U.S. president Barack Obama is set to urge the leaders of
Honduras, Guatemala, and El Salvador to halt the surge of young, often
unaccompanied migrants arriving in the United States, while offering assistance
to address underlying factors
driving the emigration (WSJ).
Ahead of their Friday meeting at the White House, the leaders asked Congress for
economic assistance, and attributed the violence partly driving the flight of young people (WaPo) to
narco-trafficking to the United States. Meanwhile, the Obama administration is
weighing a proposal to screen youth in Honduras to determine whether they meet
refugee or humanitarian criteria for entering the United
States (NYT).
Analysis
"It is important to impose harsher penalties for 'coyotes' or
smugglers, since this has become a
very lucrative business for organized crime, according to recent reports by
Prensa Libre and Emisoras Unidas.
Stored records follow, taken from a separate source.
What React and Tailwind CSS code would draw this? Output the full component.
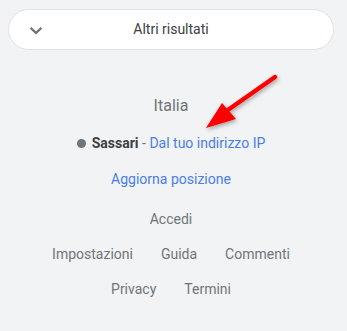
import React from 'react';

const FooterLink = ({ children }) => (
  <a className="text-[14px] leading-5 text-[#70757a]">{children}</a>
);

export default function App() {
  return (
    <div className="relative w-[347px] h-[331px] bg-[#f1f3f4] overflow-hidden font-['Roboto',sans-serif]">
      <div className="w-[342px]">
        {/* More results button */}
        <div className="pt-[9px] px-2">
          <button className="relative flex items-center justify-center w-full h-[41px] rounded-full bg-white border border-[#dfe1e5] text-[14px] text-[#3c4043]">
            <svg className="absolute left-[17px] top-[10px]" width="20" height="20" viewBox="0 0 24 24">
              <path d="M5.5 9.5l6.5 6 6.5-6" fill="none" stroke="#70757a" strokeWidth="2.6" />
            </svg>
            Altri risultati
          </button>
        </div>

        {/* Location */}
        <div className="flex flex-col items-center">
          <div className="mt-[44px] text-[16px] leading-6 text-[#70757a]">Italia</div>
          <div className="mt-[15px] flex items-center text-[14px] leading-5">
            <span className="w-[9px] h-[9px] rounded-full bg-[#70757a] mr-[6px]" />
            <span className="font-bold text-[#3c4043]">Sassari</span>
            <span className="text-[#70757a]">&nbsp;-&nbsp;</span>
            <span className="text-[#4a7ee6]">Dal tuo indirizzo IP</span>
          </div>
          <div className="mt-4 text-[14px] leading-5 text-[#4a7ee6]">Aggiorna posizione</div>
        </div>

        {/* Footer */}
        <div className="flex flex-col items-center mt-[20px] gap-[15px]">
          <FooterLink>Accedi</FooterLink>
          <div className="flex gap-7">
            <FooterLink>Impostazioni</FooterLink>
            <FooterLink>Guida</FooterLink>
            <FooterLink>Commenti</FooterLink>
          </div>
          <div className="flex gap-7">
            <FooterLink>Privacy</FooterLink>
            <FooterLink>Termini</FooterLink>
          </div>
        </div>
      </div>

      {/* Red annotation arrow */}
      <svg className="absolute left-0 top-0 pointer-events-none" width="347" height="331">
        <defs>
          <filter id="sh" x="-20%" y="-20%" width="140%" height="140%">
            <feDropShadow dx="1" dy="2" stdDeviation="2" floodColor="#000" floodOpacity="0.35" />
          </filter>
        </defs>
        <g filter="url(#sh)">
          <line x1="275" y1="77" x2="225" y2="112" stroke="#ff0000" strokeWidth="4.5" strokeLinecap="round" />
          <polygon points="206,128 222,103 236,119" fill="#ff0000" />
        </g>
      </svg>
    </div>
  );
}
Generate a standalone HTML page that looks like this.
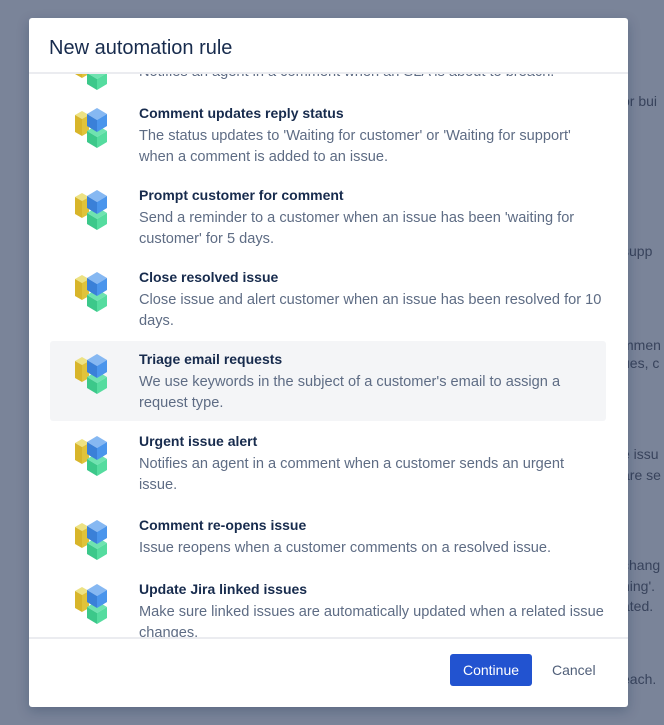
<!DOCTYPE html>
<html><head><meta charset="utf-8"><style>
*{margin:0;padding:0;box-sizing:border-box}
body{width:664px;height:725px;overflow:hidden;background:#7a8499;font-family:"Liberation Sans",sans-serif;position:relative}
.bg{position:absolute;left:622px;font-size:14px;color:#38435c;white-space:nowrap}
.modal{position:absolute;left:29px;top:18px;width:599px;height:689px;background:#fff;border-radius:3px;overflow:hidden;box-shadow:0 4px 12px rgba(9,30,66,.25)}
.hdr{position:absolute;left:20px;top:19px;font-size:20px;color:#172b4d}
.line{position:absolute;left:0;width:599px;height:2px;background:#ebecf0}
.scroll{position:absolute;left:0;top:56px;width:599px;height:564px;overflow:hidden}
.it{position:absolute;left:0;width:599px}
.it svg{position:absolute;left:45px}
.t{position:absolute;left:110px;font-size:14px;font-weight:bold;color:#172b4d;white-space:nowrap;line-height:20px}
.d{position:absolute;left:110px;font-size:14.6px;color:#5e6c84;line-height:21px;white-space:nowrap}
.hl{position:absolute;left:21px;width:556px;height:80px;background:#f4f5f7;border-radius:3px}
.btn{position:absolute;left:421px;top:636px;width:82px;height:32px;background:#2253d0;color:#fff;font-size:14px;border-radius:3px;text-align:center;line-height:32px}
.cancel{position:absolute;left:523px;top:636px;line-height:32px;font-size:14px;color:#505f79}
</style></head><body>
<div class="bg" style="top:93px">or bui</div>
<div class="bg" style="top:243px">supp</div>
<div class="bg" style="top:337px">mmen</div>
<div class="bg" style="top:355px">ues, c</div>
<div class="bg" style="top:446px">e issu</div>
<div class="bg" style="top:467px">are se</div>
<div class="bg" style="top:557px">chang</div>
<div class="bg" style="top:578px">ning'.</div>
<div class="bg" style="top:598px">ated.</div>
<div class="bg" style="top:671px">each.</div>
<svg width="0" height="0" style="position:absolute"><defs>
<g id="ic">
<polygon points="1,7 8,3 15,7 8,11" fill="#ede283"/>
<polygon points="1,7 8,11 8,28 1,24" fill="#d8b52a"/>
<polygon points="8,11 15,7 15,24 8,28" fill="#e0c33a"/>
<polygon points="13,23 23,17 33,23 23,29" fill="#6fe3b0"/>
<polygon points="13,23 23,29 23,40 13,34" fill="#3cc88a"/>
<polygon points="23,29 33,23 33,34 23,40" fill="#55dc9f"/>
<polygon points="13,6 23,0 33,6 23,12" fill="#86b8f2"/>
<polygon points="13,6 23,12 23,24 13,18" fill="#3a80d8"/>
<polygon points="23,12 33,6 33,18 23,24" fill="#4a95ec"/>
</g></defs></svg>
<div class="modal">
<div class="hdr">New automation rule</div>
<div class="scroll">
<div class="hl" style="top:267px"></div>
<div class="it" style="top:-12px"><svg width="36" height="42" style="top:-12px"><use href="#ic"/></svg><div class="d" style="top:0">Notifies an agent in a comment when an SLA is about to breach.</div></div>
<div class="it" style="top:29px"><svg width="36" height="42" style="top:5px"><use href="#ic"/></svg><div class="t" style="top:0">Comment updates reply status</div><div class="d" style="top:23px">The status updates to 'Waiting for customer' or 'Waiting for support'<br>when a comment is added to an issue.</div></div>
<div class="it" style="top:111px"><svg width="36" height="42" style="top:5px"><use href="#ic"/></svg><div class="t" style="top:0">Prompt customer for comment</div><div class="d" style="top:23px">Send a reminder to a customer when an issue has been 'waiting for<br>customer' for 5 days.</div></div>
<div class="it" style="top:193px"><svg width="36" height="42" style="top:5px"><use href="#ic"/></svg><div class="t" style="top:0">Close resolved issue</div><div class="d" style="top:23px">Close issue and alert customer when an issue has been resolved for 10<br>days.</div></div>
<div class="it" style="top:275px"><svg width="36" height="42" style="top:5px"><use href="#ic"/></svg><div class="t" style="top:0">Triage email requests</div><div class="d" style="top:23px">We use keywords in the subject of a customer's email to assign a<br>request type.</div></div>
<div class="it" style="top:357px"><svg width="36" height="42" style="top:5px"><use href="#ic"/></svg><div class="t" style="top:0">Urgent issue alert</div><div class="d" style="top:23px">Notifies an agent in a comment when a customer sends an urgent<br>issue.</div></div>
<div class="it" style="top:441px"><svg width="36" height="42" style="top:5px"><use href="#ic"/></svg><div class="t" style="top:0">Comment re-opens issue</div><div class="d" style="top:23px">Issue reopens when a customer comments on a resolved issue.</div></div>
<div class="it" style="top:505px"><svg width="36" height="42" style="top:5px"><use href="#ic"/></svg><div class="t" style="top:0">Update Jira linked issues</div><div class="d" style="top:23px">Make sure linked issues are automatically updated when a related issue<br>changes.</div></div>
</div>
<div class="line" style="top:54px"></div>
<div class="line" style="top:619px"></div>
<div class="btn">Continue</div>
<div class="cancel">Cancel</div>
</div>
</body></html>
It is also important to communicate
to Indigenous leaders in sending communities why crossing illegally into the
U.S. is a crime (both in Spanish and in different Mayan languages)," writes Juan
Carlos Zapata for Americas Quarterly.
"While the surge in unaccompanied children has received a lot
of media attention, the number of apprehensions of children who are accompanied by a parent or
guardian has increased at a far
faster clip, nearly tripling (160% increase) in less than a year," writes the
Pew Research Center.
"None of these is more important than pervasive weaknesses in the basic institutions of the rule
of law [in Latin America]—the police,
the prosecutors, the courts and the prisons. Trust in the criminal-justice
system remains low: majorities of the population in almost every country in the
region have little or no faith in it," writes the Economist.